We had The Corner. A child had to put its nose in the corner and keep it there for a predetermined amount of time (as a rule of thumb, a minute per year of the child’s age). Having a Time-Out Chair or a special punitive step works just as well, but be careful about sending a kid to his room – said room is probably full of toys and books and games. Occasionally, however, I punished a child by sending myself to my room – it was that or flip out completely in front of God and everybody. Gotta keep up my street cred, you know. The reason for time out is to break whatever cycle the kid is in that he can’t break himself, so when time out is up, give a hug and distract him to another activity.
If your children won’t stop fighting, there are two ways to handle it. One, forbid them to say a single word to one another and separate them to opposite ends of the table, room or house. The sibling who was insupportable five minutes ago now becomes a longed-for boon companion; you can decide when it’s time to give in and let them play together again. If that doesn’t work, tie them together. Really; take a piece of yarn and tie them together wrist-to-wrist or back-to-back. The novelty of the situation will get their attention, and eventually they will have to learn to cooperate if they want to be untied.
A Good Talking-To
For some children, knowing that you’re disappointed in them is the worst punishment they can receive. Alternatively, some experienced parents can deliver a lecture that is so boring and goes on for so long that even the THREAT of a talking-to can be enough to bring a kid back into line. Sometimes (if you can keep your temper) it’s even possible to reason with a child, to discuss why some behaviors are not permitted and how the child has broken the rules.

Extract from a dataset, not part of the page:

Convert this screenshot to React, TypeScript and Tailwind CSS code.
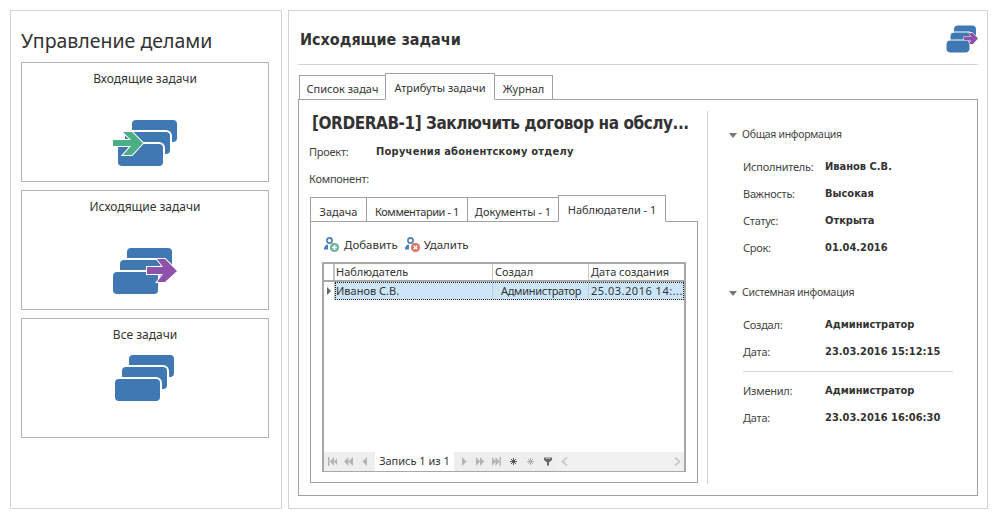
import React from "react";

const font = "font-['Noto_Sans','Open_Sans',sans-serif]";
const boldFont = "font-bold font-['DejaVu_Sans_Condensed','DejaVu_Sans',sans-serif]";

function Layer({ x, y }: { x: number; y: number }) {
  return (
    <>
      <rect x={x - 2} y={y - 2} width="49" height="26" rx="6" fill="#fff" />
      <rect x={x} y={y} width="45" height="22" rx="4" fill="#3f78b3" />
    </>
  );
}

function StackRects() {
  return (
    <>
      <rect x="14" y="0" width="45" height="22" rx="4" fill="#3f78b3" />
      <Layer x={7} y={12} />
      <Layer x={0} y={24} />
    </>
  );
}

function AllIcon() {
  return (
    <svg width="59" height="46" viewBox="0 0 59 46" className="block -ml-px">
      <StackRects />
    </svg>
  );
}

function InIcon() {
  return (
    <svg width="64" height="46" viewBox="-5 0 64 46" className="block">
      <StackRects />
      <path
        d="M-5 20H13L5 12H14L25 23 14 35H5L13 26H-5Z"
        fill="#4cae85"
        stroke="#fff"
        strokeWidth="2"
        paintOrder="stroke"
      />
    </svg>
  );
}

function OutIcon() {
  return (
    <svg width="64" height="46" viewBox="0 0 64 46" className="block">
      <StackRects />
      <path
        d="M34 19H50L44 11H52L64 23 52 34H44L50 26H34Z"
        fill="#8e52ab"
        stroke="#fff"
        strokeWidth="2"
        paintOrder="stroke"
      />
    </svg>
  );
}

function SmallOutIcon() {
  return (
    <svg width="33" height="29" viewBox="0 0 33 29" className="block">
      <rect x="8" y="0.5" width="22" height="12" rx="4" fill="#3f78b3" />
      <rect x="4" y="7" width="23" height="12" rx="4" fill="#3f78b3" stroke="#fff" strokeWidth="1" />
      <rect x="0" y="15" width="24" height="13" rx="4.5" fill="#3f78b3" stroke="#fff" strokeWidth="1" />
      <path d="M18 11.5H25L23 8H27L32 13.5 27 19H23L25 15.5H18Z" fill="#8e52ab" stroke="#fff" strokeWidth="1" paintOrder="stroke" />
    </svg>
  );
}

function Card({ title, mt, children }: { title: string; mt: string; children: React.ReactNode }) {
  return (
    <div className="h-[120px] border border-[#b4b4b4] flex flex-col items-center">
      <div className="mt-[7px] h-[18px] leading-[18px] text-[12px] text-[#333]">{title}</div>
      <div className={mt}>{children}</div>
    </div>
  );
}

function Tab({ label, active, w, lead = "leading-[27px]", track = "" }: { label: string; active?: boolean; w: string; lead?: string; track?: string }) {
  return (
    <div
      className={`${w} ${track} relative -ml-px first:ml-0 border border-[#a0a0a0] bg-white text-center text-[11px] text-[#333] whitespace-nowrap ${
        active ? "z-10 h-[27px] border-b-white leading-[27px]" : `h-[25px] ${lead}`
      }`}
    >
      {label}
    </div>
  );
}

function InfoRow({ k, v, h = "h-[27px]" }: { k: string; v: string; h?: string }) {
  return (
    <div className={`flex ${h} items-start`}>
      <div className="w-[82px] text-[11px] leading-[16px] text-[#444] pt-px tracking-[-0.25px]">{k}</div>
      <div className={`text-[11px] leading-[16px] pt-px text-[#333] ${boldFont}`}>{v}</div>
    </div>
  );
}

function Section({ title }: { title: string }) {
  return (
    <div className="flex items-center h-[16px] text-[10.5px] tracking-[-0.3px] text-[#444]">
      <svg width="8" height="5" viewBox="0 0 8 5" className="mr-[5px]">
        <path d="M0 0H8L4 5Z" fill="#777" />
      </svg>
      {title}
    </div>
  );
}

function Person({ color }: { color: string }) {
  return (
    <svg width="17" height="16" viewBox="0 0 17 16" className="block">
      <circle cx="6.5" cy="3.5" r="2.6" fill="none" stroke="#4a80b8" strokeWidth="1.6" />
      <path d="M1 12C1 9 3 7.5 5 7.5V12.5H1Z" fill="#4a80b8" />
      <path d="M9 6C11 6.5 12 7.5 12 8.5H9Z" fill="#4a80b8" />
      <circle cx="11.5" cy="10.5" r="4.6" fill={color} />
      {color === "#6fb59b" ? (
        <path d="M11.5 8V13M9 10.5H14" stroke="#fff" strokeWidth="1.6" />
      ) : (
        <path d="M9.7 8.7L13.3 12.3M13.3 8.7L9.7 12.3" stroke="#fff" strokeWidth="1.6" />
      )}
    </svg>
  );
}

function Tri({ d, w, fill = "#b4b4b4" }: { d: string; w: number; fill?: string }) {
  return (
    <svg width={w} height="9" viewBox={`0 0 ${w} 9`} className="block">
      <path d={d} fill={fill} />
    </svg>
  );
}

function Star({ color }: { color: string }) {
  return (
    <svg width="7" height="7" viewBox="0 0 7 7" className="block">
      <path d="M3.5 0V7M0 3.5H7M1 1L6 6M6 1L1 6" stroke={color} strokeWidth="1" />
    </svg>
  );
}

function Chevron({ right }: { right?: boolean }) {
  return (
    <svg width="7" height="9" viewBox="0 0 7 9" className="block">
      <path d={right ? "M1 0.5L5.5 4.5 1 8.5" : "M6 0.5L1.5 4.5 6 8.5"} fill="none" stroke="#c4c4c4" strokeWidth="1.6" />
    </svg>
  );
}

function NavBar() {
  return (
    <div className="h-[19px] flex items-center bg-[#eeeeee]">
      <div className="flex items-center pl-[4px] w-[51px]">
        <Tri w={9} d="M0 0H1.5V9H0ZM6 0V9L2 4.5ZM10 0V9L6 4.5Z" />
        <div className="ml-[7px]"><Tri w={9} d="M4.5 0V9L0 4.5ZM9 0V9L4.5 4.5Z" /></div>
        <div className="ml-[9px]"><Tri w={5} d="M5 0V9L0.5 4.5Z" /></div>
      </div>
      <div className="w-[79px] h-full bg-white text-center text-[11px] leading-[17px] text-[#333]">Запись 1 из 1</div>
      <div className="flex items-center pl-[8px]">
        <Tri w={5} d="M0 0V9L4.5 4.5Z" />
        <div className="ml-[9px]"><Tri w={8} d="M0 0V9L4 4.5ZM4 0V9L8 4.5Z" /></div>
        <div className="ml-[8px]"><Tri w={9} d="M0 0V9L4 4.5ZM3.5 0V9L7.5 4.5ZM7.5 0H9V9H7.5Z" /></div>
        <div className="ml-[9px]"><Star color="#555" /></div>
        <div className="ml-[10px]"><Star color="#b0b0b0" /></div>
        <div className="ml-[10px]">
          <Tri w={8} fill="#666" d="M0 0.5H8V3L5 5.5V8.5H3V5.5L0 3ZM1.5 1.5V2H6.5V1.5Z" />
        </div>
      </div>
      <div className="flex-1 h-full bg-[#f0f0f0] ml-[4px] flex items-center justify-between pl-[5px] pr-[3px]">
        <Chevron />
        <Chevron right />
      </div>
    </div>
  );
}

function Grid() {
  const cell = "text-[11px] text-[#333] whitespace-nowrap";
  return (
    <div className="h-[210px] w-[364px] border border-[#a8a8a8] border-t-2 border-x-2 border-b flex flex-col bg-white">
      <div className="flex h-[18px] border-b-2 border-[#a8a8a8]">
        <div className="w-[11px] border-r-2 border-[#c0c0c0]" />
        <div className={`${cell} leading-[16px] w-[158px] pl-[1px] border-r border-[#c8c8c8]`}>Наблюдатель</div>
        <div className={`${cell} leading-[16px] w-[96px] pl-[2px] border-r border-[#c8c8c8]`}>Создал</div>
        <div className={`${cell} leading-[16px] flex-1 pl-[2px]`}>Дата создания</div>
      </div>
      <div className="flex h-[18px]">
        <div className="w-[11px] flex items-center justify-center border-r border-[#c0c0c0]">
          <svg width="4" height="8" viewBox="0 0 4 8"><path d="M0 0L4 4 0 8Z" fill="#666" /></svg>
        </div>
        <div className="flex-1 flex bg-[#cde5f8] border border-dotted border-[#222]">
          <div className={`${cell} leading-[16px] w-[157px] border-r border-[#c8c8c8]`}>Иванов С.В.</div>
          <div className={`${cell} leading-[16px] w-[96px] pl-[8px] border-r border-[#c8c8c8] tracking-[-0.3px]`}>Администратор</div>
          <div className={`${cell} leading-[16px] flex-1 pl-[2px] tracking-[0.5px]`}>25.03.2016 14:...</div>
        </div>
      </div>
      <div className="flex-1" />
      <NavBar />
    </div>
  );
}

export default function App() {
  return (
    <div className={`${font} w-[998px] h-[519px] bg-white p-[10px] flex gap-[6px]`}>
      <div className="w-[272px] h-[499px] border border-[#d4d4d4] px-[10px]">
        <div className="mt-[15px] h-[36px] leading-[30px] text-[19.5px] text-[#333]">Управление делами</div>
        <div className="flex flex-col gap-[8px] w-[248px]">
          <Card title="Входящие задачи" mt="mt-[32px]"><InIcon /></Card>
          <Card title="Исходящие задачи" mt="mt-[32px]"><OutIcon /></Card>
          <Card title="Все задачи" mt="mt-[11px]"><AllIcon /></Card>
        </div>
      </div>

      <div className="w-[700px] h-[499px] border border-[#d4d4d4] px-[9px]">
        <div className="h-[53px] border-b border-[#d4d4d4] flex items-center justify-between mt-px">
          <div className={`ml-[2px] mt-[3px] text-[16px] leading-[20px] text-[#333] ${boldFont}`}>Исходящие задачи</div>
          <div className="mr-[-1px] mb-[-3px]"><SmallOutIcon /></div>
        </div>

        <div className="mt-[9px] flex items-end pl-px h-[26px] -mb-px relative z-10">
          <Tab label="Список задач" w="w-[87px]" lead="leading-[25px]" />
          <Tab label="Атрибуты задачи" w="w-[110px]" active />
          <Tab label="Журнал" w="w-[59px]" lead="leading-[25px]" />
        </div>

        <div className="w-[680px] h-[397px] border border-[#a0a0a0] flex pt-[11px] pb-[11px]">
          <div className="w-[408px] pl-[10px] pr-[8px] shrink-0">
            <div className={`pl-[3px] h-[26px] text-[17px] leading-[24px] text-[#333] tracking-[-0.45px] whitespace-nowrap ${boldFont}`}>[ORDERAB-1] Заключить договор на обслу...</div>
            <div className="flex h-[27px] mt-[7px] text-[11px] leading-[16px] text-[#444] tracking-[-0.25px]">
              <div className="w-[67px]">Проект:</div>
              <div className={`text-[#333] text-[11px] tracking-[0.25px] ${boldFont}`}>Поручения абонентскому отделу</div>
            </div>
            <div className="h-[16px] text-[11px] leading-[16px] text-[#444] tracking-[-0.25px]">Компонент:</div>

            <div className="mt-[8px] ml-px flex items-end h-[27px] -mb-px relative z-10">
              <Tab label="Задача" w="w-[57px]" />
              <Tab label="Комментарии - 1" w="w-[102px]" track="tracking-[-0.4px]" />
              <Tab label="Документы - 1" w="w-[92px]" />
              <Tab label="Наблюдатели - 1" w="w-[108px]" active />
            </div>
            <div className="ml-px w-[388px] h-[262px] border border-[#a0a0a0] pl-[11px] pt-[14px]">
              <div className="flex items-center h-[18px] text-[11.5px] text-[#333]">
                <span className="ml-[1px]"><Person color="#6fb59b" /></span>
                <span className="ml-[4px]">Добавить</span>
                <span className="ml-[6px]"><Person color="#e0705f" /></span>
                <span className="ml-[3px]">Удалить</span>
              </div>
              <div className="mt-[8px]"><Grid /></div>
            </div>
          </div>
          <div className="flex-1 border-l border-[#d4d4d4] pl-[21px] pt-[16px]">
            <Section title="Общая информация" />
            <div className="pl-[14px] mt-[15px]">
              <InfoRow k="Исполнитель:" v="Иванов С.В." />
              <InfoRow k="Важность:" v="Высокая" />
              <InfoRow k="Статус:" v="Открыта" />
              <InfoRow k="Срок:" v="01.04.2016" />
            </div>
            <div className="mt-[19px]"><Section title="Системная инфомация" /></div>
            <div className="pl-[14px] mt-[15px]">
              <InfoRow k="Создал:" v="Администратор" />
              <InfoRow k="Дата:" v="23.03.2016 15:12:15" h="h-[28px]" />
              <div className="w-[210px] border-t border-[#d4d4d4] mb-[10px]" />
              <InfoRow k="Изменил:" v="Администратор" />
              <InfoRow k="Дата:" v="23.03.2016 16:06:30" />
            </div>
          </div>
        </div>
      </div>
    </div>
  );
}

This is probably my go-to form of discipline, because it’s really not discipline at all – it’s life. There are rules and there are well-publicized consequences for breaking those rules; if a kid crosses the line then he does the time. It’s pretty simple, and it’s hard for even a teenager to argue with it – not to say they won’t try. An example: Kid A knows that we have a strict 45-minute computer time limit during the week. Kid A gets caught playing “Smurf Wars 2000” for 2 hours one Wednesday afternoon. Kid A loses computer privileges for the week. Q.E.D.
There are three levels of grounding. The first is the least lengthy, though sometimes the most painful: the child is forbidden to attend a function to which he had previously been given permission to go (“You are grounded from Abby’s birthday party”). Be careful not to do this capriciously – whatever you’re forbidding them to do should be a natural consequence of whatever they did wrong, otherwise they don’t see any connection between the crime and the punishment.
The second level of grounding removes from the child any outside privileges for the duration of the punishment (“You are grounded for two weeks”). During this time the child may only go to school and church (if you attend church). It’s up to you whether the grounding extends to extracurricular activities and phone calls. This type of grounding is usually a result of a child behaving irresponsibly when he’s away from your supervision – therefore he must endure a little MORE supervision until he gets the idea. (By the way: no need to tell everyone who calls that he can’t come to the phone because he’s grounded. Just take a message – there’s no need for anyone else to know his business.)
We call the final level of grounding “house arrest,” and it is reserved for behaviors that compromised someone’s safety or involved flat-out lying to us (the worst sin one of our kids can commit). If you’re under house arrest you don’t leave your room except to eat and go to the bathroom. There are no phone calls, no bedtime stories and no visitors. If school is in session you go straight to school and come straight home (or are delivered to and picked up from the front door by a parent), no extracurricular activities, concerts or field trips. If you’ve done something to trigger house arrest then life as you recognize it is over until you straighten out, Buddy.
Once the punishment is over, don’t hold a grudge. Let your child know by your behavior that you have forgiven him; he’s done his time, lesson (we hope) learned. If you find out that you were wrong and punished a child for something he didn’t do – and this will happen, sometimes – go immediately to the child and apologize. If you don’t, it will undermine his trust that you really DO have his best interests at heart.
While I am the world’s number-one advocate of consistency, I have found that it’s okay to let things slide occasionally. Your kids are going to do things they don’t want you to know about from time to time; you are going to know they’re doing them. If it doesn’t hurt anyone and you suspect it might lead to a learning experience (or you did it, too, when you were a kid), consider letting it go. There will come a time (when your child is in his late teens) when he will realize that you not only knew these things all along, but you trusted him to deal with whatever came up – and that, my friends, is a very sweet moment indeed.